The Elusive Birth Certificate

If Aadhaar and voter ID don’t cut it, what does? The answer, astonishingly, is rudimentary: a birth certificate. Professor Vivek Kumar of Jawaharlal Nehru University’s Department of Sociology explains that India, uniquely, does not routinely issue a unified citizenship document. Instead, the birth certificate, issued by a gram panchayat, municipal council, or municipal corporation, becomes the de facto proof of nationality. For someone born in India after 1950, this humble paper—often a faded, handwritten record—is the legal bedrock of their Indian-ness. If you don’t have one, you must apply for it through the official birth registration portal, fill out forms online or offline, and present proof of birth details. Once approved, the certificate, bearing the signature of an Under Secretary or higher-ranking government official, serves as the citizenship document. For those whose birth was never registered, a labyrinthine process of affidavits and supporting evidence awaits, often exposing the deep inequities of documentation in rural and marginalised communities.

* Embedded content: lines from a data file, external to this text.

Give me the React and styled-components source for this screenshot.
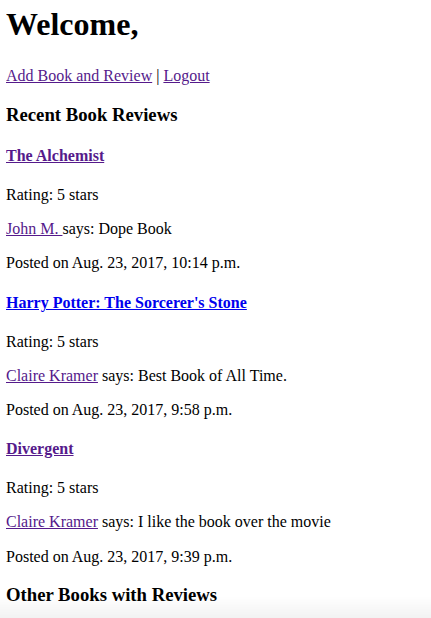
import React from "react"
import styled, { createGlobalStyle } from "styled-components"

const GlobalStyle = createGlobalStyle`
  html, body {
    background: #ffffff;
  }
  body {
    margin: 0 6px;
    font-family: "Liberation Serif", "Times New Roman", serif;
    font-size: 16px;
    color: #000000;
  }
`

const Page = styled.div`
  display: block;
  padding-top: 1px;
`

const Title = styled.h1`
  font-size: 32px;
  font-weight: bold;
  margin: 5px 0 24px 0;
`

const Line = styled.p`
  margin: 16px 0;
  line-height: 18.2px;
`

const Link = styled.a`
  color: ${props => (props.$visited ? "#551a8b" : "#0000ee")};
  text-decoration: underline;
  cursor: pointer;
`

const SectionTitle = styled.h3`
  font-size: 18.72px;
  font-weight: bold;
  margin: 18.72px 0;
`

const BookTitle = styled.h4`
  font-size: 16px;
  font-weight: bold;
  margin: 21px 0;
`

const BottomFade = styled.div`
  position: fixed;
  left: 0;
  right: 0;
  bottom: 0;
  height: 22px;
  pointer-events: none;
  background: linear-gradient(
    to bottom,
    rgba(0, 0, 0, 0) 0%,
    rgba(0, 0, 0, 0.05) 100%
  );
`

const reviews = [
  {
    book: "The Alchemist",
    visited: true,
    rating: 5,
    user: "John M. ",
    text: "Dope Book",
    posted: "Aug. 23, 2017, 10:14 p.m.",
  },
  {
    book: "Harry Potter: The Sorcerer's Stone",
    visited: false,
    rating: 5,
    user: "Claire Kramer",
    text: "Best Book of All Time.",
    posted: "Aug. 23, 2017, 9:58 p.m.",
  },
  {
    book: "Divergent",
    visited: true,
    rating: 5,
    user: "Claire Kramer",
    text: "I like the book over the movie",
    posted: "Aug. 23, 2017, 9:39 p.m.",
  },
]

const Review = ({ review }) => (
  <>
    <BookTitle>
      <Link $visited={review.visited}>{review.book}</Link>
    </BookTitle>
    <Line>Rating: {review.rating} stars</Line>
    <Line>
      <Link $visited>{review.user}</Link> says: {review.text}
    </Line>
    <Line>Posted on {review.posted}</Line>
  </>
)

export default function App() {
  return (
    <Page>
      <GlobalStyle />
      <Title>Welcome,</Title>
      <Line>
        <Link $visited>Add Book and Review</Link> | <Link $visited>Logout</Link>
      </Line>
      <SectionTitle>Recent Book Reviews</SectionTitle>
      {reviews.map((review, index) => (
        <Review key={index} review={review} />
      ))}
      <SectionTitle>Other Books with Reviews</SectionTitle>
      <BottomFade />
    </Page>
  )
}
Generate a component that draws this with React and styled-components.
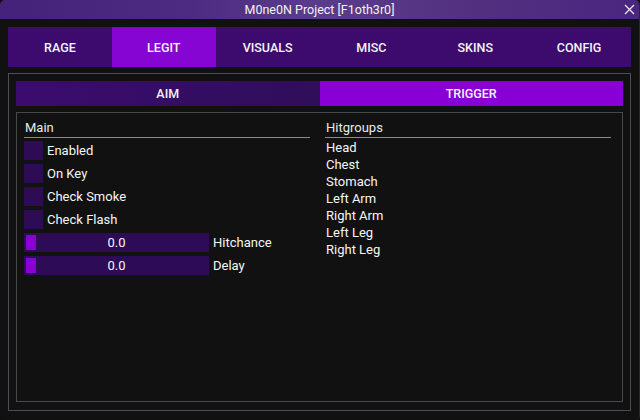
import React, { useState } from "react";
import styled, { createGlobalStyle } from "styled-components";

const GlobalStyle = createGlobalStyle`
  html, body {
    margin: 0;
    padding: 0;
    background: #0e0e0e;
  }
  body {
    font-family: Roboto, "DejaVu Sans", sans-serif;
    color: #fff;
  }
`;

const tabs = ["RAGE", "LEGIT", "VISUALS", "MISC", "SKINS", "CONFIG"];
const subTabs = ["AIM", "TRIGGER"];
const checks = ["Enabled", "On Key", "Check Smoke", "Check Flash"];
const sliders = [
  { label: "Hitchance", value: 0 },
  { label: "Delay", value: 0 },
];
const hitgroups = ["Head", "Chest", "Stomach", "Left Arm", "Right Arm", "Left Leg", "Right Leg"];

const Window = styled.div`
  width: 640px;
  height: 420px;
  box-sizing: border-box;
  background: #111111;
  border-radius: 5px;
  border-right: 1px solid #2a2a2e;
  overflow: hidden;
  display: flex;
  flex-direction: column;
`;

const TitleBar = styled.div`
  height: 19px;
  flex-shrink: 0;
  background: linear-gradient(90deg, #45227a 0%, #4d2b82 30%, #5b3c8c 50%, #52307f 75%, #4a2680 100%);
  display: flex;
  align-items: center;
  justify-content: center;
  position: relative;
  font-size: 12.5px;
  color: #f2f2f2;
`;

const Close = styled.button`
  position: absolute;
  right: 4px;
  top: 4px;
  width: 11px;
  height: 11px;
  padding: 0;
  border: 0;
  background: none;
  cursor: pointer;
  display: flex;
  align-items: center;
  justify-content: center;
`;

const Body = styled.div`
  flex: 1;
  padding: 8px 8px 9px 8px;
  display: flex;
  flex-direction: column;
  gap: 6px;
`;

const TabBar = styled.div`
  height: 40px;
  display: grid;
  grid-template-columns: repeat(6, 1fr);
  background: #3c0b6d;
`;

const Tab = styled.div`
  display: flex;
  align-items: center;
  justify-content: center;
  font-size: 12.5px;
  font-weight: 500;
  color: #f4f4f4;
  background: ${(p) => (p.$active ? "#8705d3" : "transparent")};
  cursor: pointer;
`;

const Frame = styled.div`
  flex: 1;
  border: 1px solid #4c4c52;
  padding: 7px 7px 8px 7px;
  display: flex;
  flex-direction: column;
  gap: 6px;
`;

const SubTabs = styled.div`
  height: 25px;
  display: grid;
  grid-template-columns: 1fr 1fr;
`;

const SubTab = styled.div`
  display: flex;
  align-items: center;
  justify-content: center;
  font-size: 12.5px;
  font-weight: 500;
  color: #f4f4f4;
  background: ${(p) =>
    p.$active ? "#8800d5" : "linear-gradient(90deg, #3b0c6e 0%, #2f0e5a 100%)"};
  cursor: pointer;
`;

const Panel = styled.div`
  flex: 1;
  border: 1px solid #47474c;
  padding: 6px 10px 4px 7px;
  display: grid;
  grid-template-columns: 286px 1px 286px;
  column-gap: 7px;
`;

const Column = styled.div`
  display: flex;
  flex-direction: column;
`;

const Divider = styled.div`
  background: #8a8a8a;
  margin-top: 2px;
  margin-left: 1px;
`;

const Header = styled.div`
  font-size: 13px;
  line-height: 17px;
  padding-bottom: 1px;
  color: #eaeaea;
  border-bottom: 1px solid #8c8c8c;
  padding-left: 1px;
  margin-bottom: 3px;
`;

const Rows = styled.div`
  display: flex;
  flex-direction: column;
  gap: 4px;
`;

const Row = styled.label`
  display: flex;
  align-items: center;
  gap: 4px;
  height: 19px;
  font-size: 13px;
  color: #f6f6f6;
  cursor: pointer;
`;

const Box = styled.span`
  width: 19px;
  height: 19px;
  background: ${(p) => (p.$on ? "#8800d5" : "#2d0c55")};
`;

const Slider = styled.div`
  width: 185px;
  height: 19px;
  background: #2e0b57;
  position: relative;
  display: flex;
  align-items: center;
  justify-content: center;
  font-size: 13px;
  color: #f6f6f6;
`;

const Grab = styled.span`
  position: absolute;
  left: 2px;
  top: 2px;
  width: 10px;
  height: 15px;
  background: #8a00d3;
`;

const List = styled.div`
  display: flex;
  flex-direction: column;
  margin-top: -2px;
`;

const Item = styled.div`
  font-size: 13px;
  line-height: 17px;
  color: #f6f6f6;
  padding-left: 1px;
`;

export default function App() {
  const [tab, setTab] = useState("LEGIT");
  const [sub, setSub] = useState("TRIGGER");
  const [on, setOn] = useState({});

  return (
    <>
      <GlobalStyle />
      <Window>
        <TitleBar>
          M0ne0N Project [F1oth3r0]
          <Close aria-label="close">
            <svg width="11" height="11" viewBox="0 0 11 11">
              <path d="M1 1L10 10M10 1L1 10" stroke="#e8e8e8" strokeWidth="1.3" />
            </svg>
          </Close>
        </TitleBar>
        <Body>
          <TabBar>
            {tabs.map((t) => (
              <Tab key={t} $active={t === tab} onClick={() => setTab(t)}>
                {t}
              </Tab>
            ))}
          </TabBar>
          <Frame>
            <SubTabs>
              {subTabs.map((t) => (
                <SubTab key={t} $active={t === sub} onClick={() => setSub(t)}>
                  {t}
                </SubTab>
              ))}
            </SubTabs>
            <Panel>
              <Column>
                <Header>Main</Header>
                <Rows>
                  {checks.map((c) => (
                    <Row key={c} onClick={() => setOn({ ...on, [c]: !on[c] })}>
                      <Box $on={on[c]} />
                      {c}
                    </Row>
                  ))}
                  {sliders.map((s) => (
                    <Row key={s.label}>
                      <Slider>
                        <Grab />
                        {s.value.toFixed(1)}
                      </Slider>
                      {s.label}
                    </Row>
                  ))}
                </Rows>
              </Column>
              <Divider />
              <Column>
                <Header>Hitgroups</Header>
                <List>
                  {hitgroups.map((h) => (
                    <Item key={h}>{h}</Item>
                  ))}
                </List>
              </Column>
            </Panel>
          </Frame>
        </Body>
      </Window>
    </>
  );
}
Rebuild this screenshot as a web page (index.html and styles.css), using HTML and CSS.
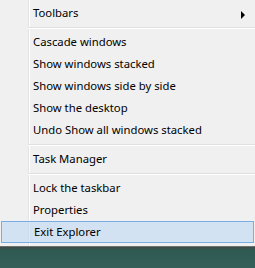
FILE: index.html
```html
<!DOCTYPE html>
<html lang="en">
<head>
    <meta charset="UTF-8">
    <title>Taskbar menu</title>
    <link rel="stylesheet" href="styles.css">
</head>
<body>
    <div class="menu">
        <div class="item submenu">Toolbars
            <svg class="arrow" width="5" height="8" viewBox="0 0 5 8"><path d="M0 0 L4 4 L0 8 Z" fill="#000"/></svg>
        </div>
        <div class="sep"></div>
        <div class="item">Cascade windows</div>
        <div class="item">Show windows stacked</div>
        <div class="item">Show windows side by side</div>
        <div class="item">Show the desktop</div>
        <div class="item">Undo Show all windows stacked</div>
        <div class="sep"></div>
        <div class="item">Task Manager</div>
        <div class="sep"></div>
        <div class="item">Lock the taskbar</div>
        <div class="item">Properties</div>
        <div class="item active">Exit Explorer</div>
    </div>
    <div class="desktop"></div>
</body>
</html>
```

FILE: styles.css
```css
body {
    margin: 0;
    width: 255px;
    height: 268px;
    overflow: hidden;
    font-family: "Noto Sans", "Open Sans", sans-serif;
    font-size: 11.3px;
    color: #000;
    background: #2f5a52;
}
.menu {
    background-color: #f0f0f0;
    background-image: linear-gradient(to right, transparent 28px, #e2e3e3 28px, #e2e3e3 29px, #ffffff 29px, #ffffff 30px, transparent 30px);
    padding: 2px 0 3px 0;
    border-bottom: 1px solid #6b6f6e;
}
.item {
    position: relative;
    height: 22px;
    line-height: 22px;
    padding-left: 33px;
    white-space: nowrap;
}
.arrow {
    position: absolute;
    left: 241px;
    top: 9px;
}
.sep {
    margin: 3px 0 2px 28px;
    border-top: 1px solid #e0e0e0;
    border-bottom: 1px solid #ffffff;
}
.item.active {
    margin: 0 1px;
    height: 20px;
    line-height: 20px;
    padding-left: 32px;
    border: 1px solid #78aee5;
    background: rgba(190, 217, 244, 0.6);
}
.desktop {
    height: 21px;
    background: linear-gradient(to bottom, #3f4a45 0px, #2f5a52 3px, #35605a 100%);
}
```
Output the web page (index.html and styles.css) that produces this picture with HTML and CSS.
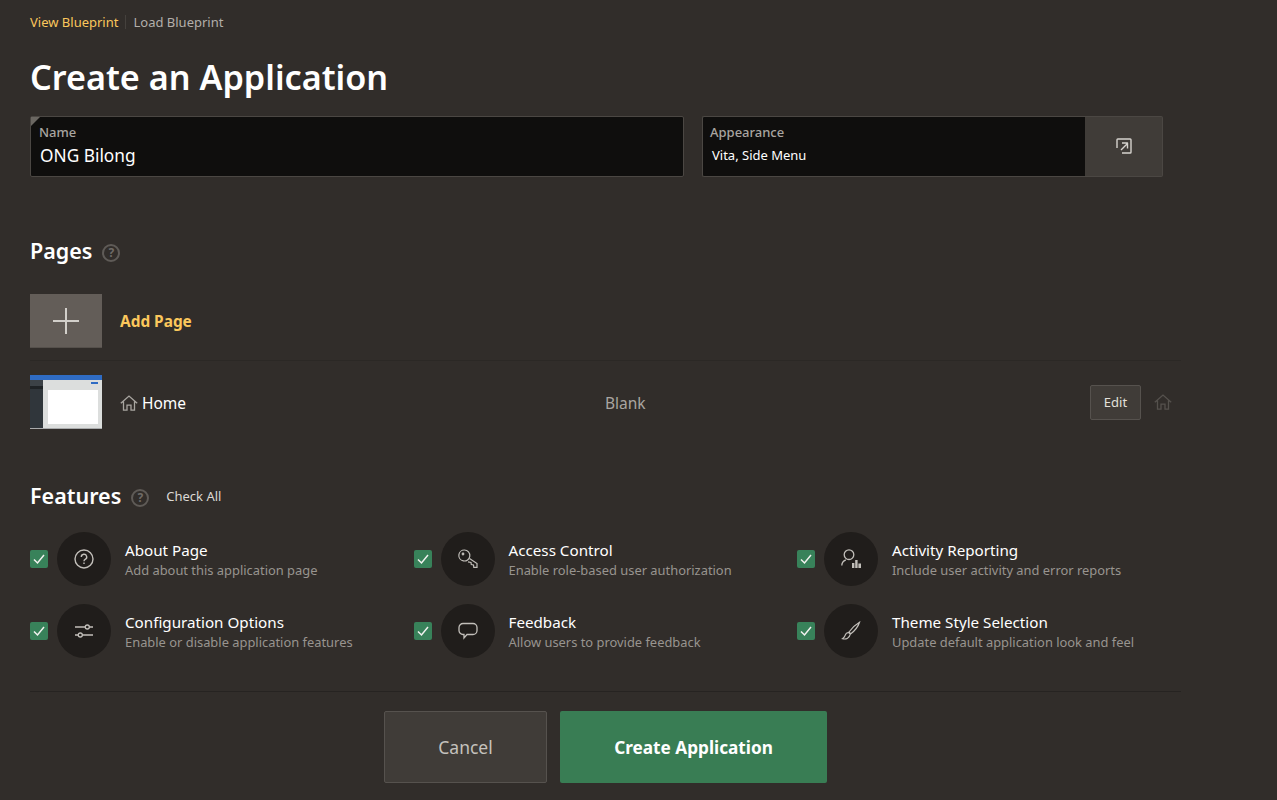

Passports, Aadhaar, and a Web of Misplaced Trust

A passport does not independently confer citizenship; it is a travel document issued to those who already hold citizenship by other proofs. The Aadhaar Act itself explicitly states that the 12-digit number is proof of identity, not of citizenship. The PAN card is a tax identifier, the voter ID an electoral roll entry. Ration cards are commodities entitlements. Yet, in daily life, these have been elevated to the status of citizenship proxies by a state that asks for them at every turn and by a public that mistakes administrative convenience for legal fact. This quiet substitution has created a dangerous illusion—and a fertile ground for exclusion when the question of nationality turns political.

Facts

  • The Constitution of India, Articles 5–11, defined citizenship at the time of its adoption (January 26, 1950) based on birth, parentage, or residence, and specific provisions for migrants from Pakistan.
  • The Citizenship Act of 1955 provides five methods for acquiring citizenship: birth, descent, registration, naturalisation, and incorporation of territory.
  • The Bombay High Court ruled in 2023 that Aadhaar card, PAN card, and voter ID are identity proofs and do not establish Indian citizenship.
  • A birth certificate issued by a municipal authority or gram panchayat serves as the primary documentary proof of citizenship for those born in India.
  • The Aadhaar Act itself does not treat Aadhaar as proof of citizenship; it is a proof of identity for availing government services.

Criticisms

  • The Indian government has never created a standalone, secure citizenship certificate for native-born citizens, a failure that fuels confusion, litigation, and potential statelessness.
  • Bureaucratic systems have systematically elevated flimsy identity documents to citizenship proxies, conditioning citizens to rely on Aadhaar and voter ID while the legal reality remains dangerously ignored.
  • The process of obtaining a birth certificate remains daunting for the poor, the homeless, street dwellers, and nomadic communities, effectively creating a two-tier citizenship regime based on documentary access.
  • The Bombay High Court’s observation, though legally sound, exposes how successive governments have been complicit in this ambiguity, failing to integrate a citizenship proof into the national documentation framework even as digital identity schemes ballooned.
  • The media and public discourse rarely interrogate this gap, allowing politicians to weaponise citizenship questions while the common person remains unaware they hold no conclusive paper to prove their nationality.
  • Official indifference to building a simple, accessible, and legally robust citizenship register amounts to a systemic exclusion of the most vulnerable, turning a fundamental right into a privilege of the document-propertied classes.